The first issue presented to us is whether the Louisiana statute at issue, La.Rev.Stat. Section 22:655 (1950), is substantive for choice of laws purposes. On this issue, the United States Supreme Court's case of Lumbermen's Mutual Casualty Co. v. Elbert, 348 U.S. 48, 75 S. Ct. 151, 99 L. Ed. 59 (1954), is controlling. Lumbermen's was a diversity of citizenship case wherein the Court evaluated the effect of the Louisiana direct action statute. There was diversity of citizenship between the plaintiff and the insurer (the sole defendant), but not between the plaintiff and the insured alleged *536 tortfeasor. Rejecting the insurer's contention that the "matter in controversy" was the underlying tort liability and the insured was the real party-defendant in interest, the Court noted that the plaintiff's suit under the Louisiana law encompassed proof of the tortfeasor's negligence, but also required proof of liability under the insurance policy. In so ruling, the Court adopted the Louisiana courts' characterization of the statute as "creating a separate and distinct cause of action against the insurer which an injured party may elect in lieu of his action against the tortfeasor." [emphasis supplied] 348 U.S. at 51, 75 S.Ct. at 154.

Appellee contends that the Florida Supreme Court specifically held in Markert v. Johnston, 367 So. 2d 1003 (Fla. 1978), that joinder of liability insurers was procedural in Florida. On the contrary, the supreme court determined that it was not necessary to resolve that issue since the statute under challenge attempted to control the timing of joinder during the course of trial, not the fact of joinder, and timing is a procedural matter.

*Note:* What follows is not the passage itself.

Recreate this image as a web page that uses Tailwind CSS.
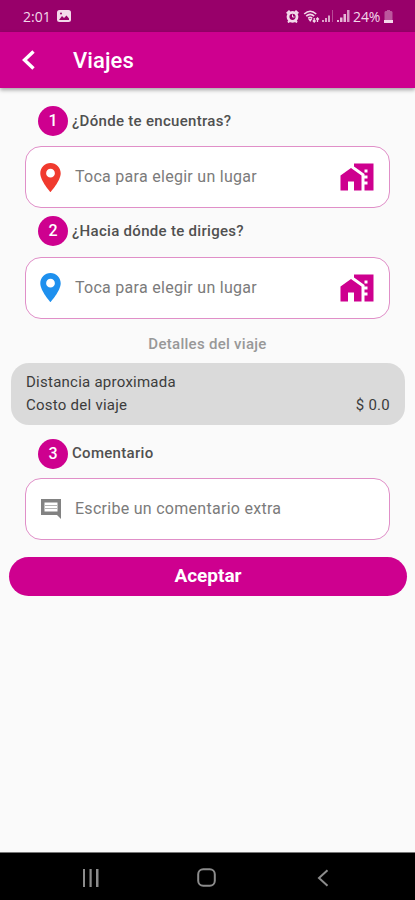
<!DOCTYPE html>
<html lang="es">
  <head>
    <meta charset="UTF-8" />
    <meta name="viewport" content="width=device-width, initial-scale=1.0" />
    <title>Viajes</title>
    <script src="https://cdn.jsdelivr.net/npm/@tailwindcss/browser@4"></script>
  </head>
  <body class="bg-[#fafafa] font-['Roboto',sans-serif]">
    <div class="flex h-[900px] w-[415px] flex-col overflow-hidden">
      <!-- status bar -->
      <div class="flex h-8 shrink-0 items-center bg-[#98006a] pl-[23px] pr-[22px] text-[#f3d9ea]">
        <span class="w-[34px] font-['Open_Sans',sans-serif] text-[14px] font-medium">2:01</span>
        <svg class="h-3 w-[14px]" viewBox="0 0 14 12">
          <rect width="14" height="12" rx="2.5" fill="currentColor" />
          <path d="M2 10l3-4 2 2 2.500-2.500L12 8.500V10z" fill="#98006a" />
          <circle cx="4" cy="3.500" r="1" fill="#98006a" />
        </svg>
        <div class="ml-auto flex items-center">
          <svg class="h-[13px] w-[13px]" viewBox="0 0 13 13" fill="none" stroke="currentColor">
            <circle cx="6.500" cy="6.800" r="4.500" stroke-width="2.800" />
            <path d="M.7 3.500l3-2.800M12.300 3.500l-3-2.800M2 12.500l2-2M11 12.500l-2-2" stroke-width="2" />
            <path d="M6.500 4.500V7h2" stroke-width="1" />
          </svg>
          <svg class="ml-1 h-[13px] w-[17px]" viewBox="0 0 16 13" fill="none" stroke="currentColor" stroke-width="1.600">
            <path d="M.7 4q6-5.500 12 0M2.700 6.200q4-3.500 8 0M4.700 8.300q2-1.800 4 0" />
            <path d="M6.700 12l-2-3h4z" fill="currentColor" stroke="none" />
            <path d="M10.700 12V8M9.300 10.500l1.400 1.500 1.400-1.500M14 12V8M12.700 9.500L14 8l1.400 1.500" stroke-width="1.300" />
          </svg>
          <svg class="ml-0.5 h-3 w-3" viewBox="0 0 12 12" fill="currentColor">
            <path d="M0 10h2v2H0zM3 8h2v4H3zM6 5.500h2V12H6z" opacity=".75" />
            <path d="M10 0h1v12h-1z" opacity=".35" />
          </svg>
          <svg class="ml-[3px] h-3 w-[13px]" viewBox="0 0 13 12" fill="currentColor">
            <path d="M0 10h2v2H0zM3 7.500h2.500V12H3zM6.500 4H9v8H6.500z" opacity=".85" />
            <path d="M10 0h2.500v12H10z" opacity=".7" />
          </svg>
          <span class="ml-[3px] w-[31px] whitespace-nowrap font-['Open_Sans',sans-serif] text-[14px] font-medium tracking-[-0.1px]">24%</span>
          <svg class="h-[13px] w-[9px]" viewBox="0 0 9 13" fill="currentColor">
            <path d="M3 0h3v1h1.500L8.500 2v8h-8V2L1.500 1H3z" opacity=".4" />
            <path d="M0 10h9v3H0z" />
          </svg>
        </div>
      </div>

      <!-- app bar -->
      <header class="flex h-14 shrink-0 items-center bg-[#ce008f] pl-[21px] text-white shadow-[0_2px_4px_rgba(0,0,0,0.35)]">
        <svg class="h-5 w-[15px]" viewBox="0 0 15 20" fill="none" stroke="currentColor" stroke-width="3.400">
          <path d="M12.500 1.500L3.500 10l9 8.500" />
        </svg>
        <h1 class="ml-[37px] text-[22px] font-medium tracking-[0.1px]">Viajes</h1>
      </header>

      <main class="flex flex-1 flex-col pt-[18px]">
        <div class="flex h-[30px] items-center gap-1 pl-[38px]">
          <span class="flex h-[30px] w-[30px] items-center justify-center rounded-full bg-[#ce008f] text-base font-medium text-white">1</span>
          <span class="text-[15px] font-medium tracking-[0.3px] text-[#505050]">¿Dónde te encuentras?</span>
        </div>
        <div class="mx-[25px] mt-2.5 flex h-[62px] items-center rounded-[16px] border border-[#e08fc8] bg-white pl-[7px] pr-3.5">
          <svg class="h-[35px] w-[35px] fill-[#f03a2e]" viewBox="0 0 24 24">
            <path d="M12 2C8.130 2 5 5.130 5 9c0 5.250 7 13 7 13s7-7.750 7-13c0-3.870-3.130-7-7-7zm0 10a3 3 0 0 1 0-6 3 3 0 0 1 0 6z" />
          </svg>
          <span class="ml-[7px] text-base tracking-[0.28px] text-[#7b7b7b]">Toca para elegir un lugar</span>
          <svg class="ml-auto h-9 w-9 fill-[#ce008f]" viewBox="0 0 24 24">
            <path d="M1 11v10h5v-6h4v6h5V11L8 6z" />
            <path d="M10 3v1.970l7 5V11h2v2h-2v2h2v2h-2v4h6V3H10zm9 6h-2V7h2v2z" />
          </svg>
        </div>

        <div class="mt-2 flex h-[30px] items-center gap-1 pl-[38px]">
          <span class="flex h-[30px] w-[30px] items-center justify-center rounded-full bg-[#ce008f] text-base font-medium text-white">2</span>
          <span class="text-[15px] font-medium tracking-[0.3px] text-[#505050]">¿Hacia dónde te diriges?</span>
        </div>
        <div class="mx-[25px] mt-[10.5px] flex h-[62px] items-center rounded-[16px] border border-[#e08fc8] bg-white pl-[7px] pr-3.5">
          <svg class="h-[35px] w-[35px] fill-[#1e90ee]" viewBox="0 0 24 24">
            <path d="M12 2C8.130 2 5 5.130 5 9c0 5.250 7 13 7 13s7-7.750 7-13c0-3.870-3.130-7-7-7zm0 10a3 3 0 0 1 0-6 3 3 0 0 1 0 6z" />
          </svg>
          <span class="ml-[7px] text-base tracking-[0.28px] text-[#7b7b7b]">Toca para elegir un lugar</span>
          <svg class="ml-auto h-9 w-9 fill-[#ce008f]" viewBox="0 0 24 24">
            <path d="M1 11v10h5v-6h4v6h5V11L8 6z" />
            <path d="M10 3v1.970l7 5V11h2v2h-2v2h2v2h-2v4h6V3H10zm9 6h-2V7h2v2z" />
          </svg>
        </div>

        <h2 class="mt-[15.5px] text-center text-[15px] leading-5 font-medium tracking-[0.28px] text-[#989898]">Detalles del viaje</h2>
        <div class="ml-[11px] mr-2.5 mt-[9px] flex h-[62px] flex-col justify-center rounded-[18px] bg-[#dadada] px-[15px] text-[15px] leading-[23px] tracking-[0.25px] text-[#3c3c3c]">
          <p>Distancia aproximada</p>
          <p class="flex justify-between"><span>Costo del viaje</span><span>$ 0.0</span></p>
        </div>

        <div class="mt-[13px] flex h-[31px] items-center gap-1 pl-[38px]">
          <span class="flex h-[30px] w-[30px] items-center justify-center rounded-full bg-[#ce008f] text-base font-medium text-white">3</span>
          <span class="text-[15px] font-medium tracking-[0.3px] text-[#505050]">Comentario</span>
        </div>
        <div class="mx-[25px] mt-[9px] flex h-[62px] items-center rounded-[16px] border border-[#e08fc8] bg-white pl-[13px]">
          <svg class="h-6 w-6" viewBox="0 0 24 24">
            <path d="M22 2H2v16h16l4 4V2zM5.500 5.500h13v9h-13z" fill="#828282" fill-rule="evenodd" />
            <path d="M6 8h12v1H6zM6 11h12v1H6z" fill="#b5b5b5" />
          </svg>
          <span class="ml-3 text-base tracking-[0.28px] text-[#7b7b7b]">Escribe un comentario extra</span>
        </div>

        <button class="ml-[9px] mr-2 mt-[17px] h-[39px] rounded-full bg-[#ce008f] text-[19px] font-bold text-white">Aceptar</button>
      </main>

      <!-- system navigation -->
      <nav class="flex h-12 shrink-0 items-center border-t border-[#777] bg-black pl-[82px] pt-0.5 text-[#8c8c8c]">
        <svg class="h-[18px] w-[18px]" viewBox="0 0 18 18" fill="currentColor">
          <path d="M1 0h2v18H1zM7.500 0h2.200v18H7.500zM14 0h2.500v18H14z" />
        </svg>
        <svg class="ml-[97px] h-[19px] w-[19px]" viewBox="0 0 19 19" fill="none" stroke="currentColor" stroke-width="2">
          <rect x="1.200" y="1.200" width="16.600" height="16.600" rx="5" />
        </svg>
        <svg class="ml-[101px] h-[18px] w-3" viewBox="0 0 12 18" fill="none" stroke="currentColor" stroke-width="2">
          <path d="M10.500 1.300L2 9l8.500 7.700" />
        </svg>
      </nav>
    </div>
  </body>
</html>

Appellee also relies on Cozine v. Tullo, 394 So. 2d 115 (Fla. 1981), wherein the Florida Supreme Court struck down Section 768.045, Florida Statutes (1977), prohibiting joinder of a liability insurer in an action to determine the insured's liability, as an impermissible invasion of the court's rule-making authority, thus considering the statute procedural. The question of joinder is different from the question of whether a suit may be maintained in the first place; the former is procedural, whereas the latter is substantive. Accordingly, we hold that the Louisiana direct action statute is substantive.

The second issue presented is whether the insured is an indispensable party to this suit. Appellee urges that Roberts v. Nationwide Mutual Fire Insurance Co., 355 So. 2d 219 (Fla. 1st DCA 1978), and Kephart v. Pickens, 271 So. 2d 163 (Fla. 4th DCA 1972), are controlling on this point. Both of those cases involved out-of-state incidents, out-of-state insureds, Florida residents, insurers who were qualified to do business in Florida, and the issue of the failure to join an indispensable party. However, a reading of those cases reveals no discussion of a conflict of laws issue. One cannot discern whether the issue was even raised. Nor can one discern whether the states in which the incidents occurred had direct action statutes, such as the one at issue here. Accordingly, those cases are not dispositive.

In Lumbermen's, the United States Supreme Court directly rejected the contention that the tortfeasor was an indispensable party. When the plaintiff chooses to proceed directly against the insurer under the statute, he or she abandons the right to bring suit against the tortfeasor. Thus, the Court concluded, the entire claim may be disposed of in the direct action without injustice to any of the participants. This leads to the conclusion that the insured is not an indispensable party to this suit.

Accordingly, the trial court's dismissal with prejudice is REVERSED and REMANDED for further proceedings consistent with this opinion.

WIGGINTON, J. and OWEN, WILLIAM C., Associate Judge, concur.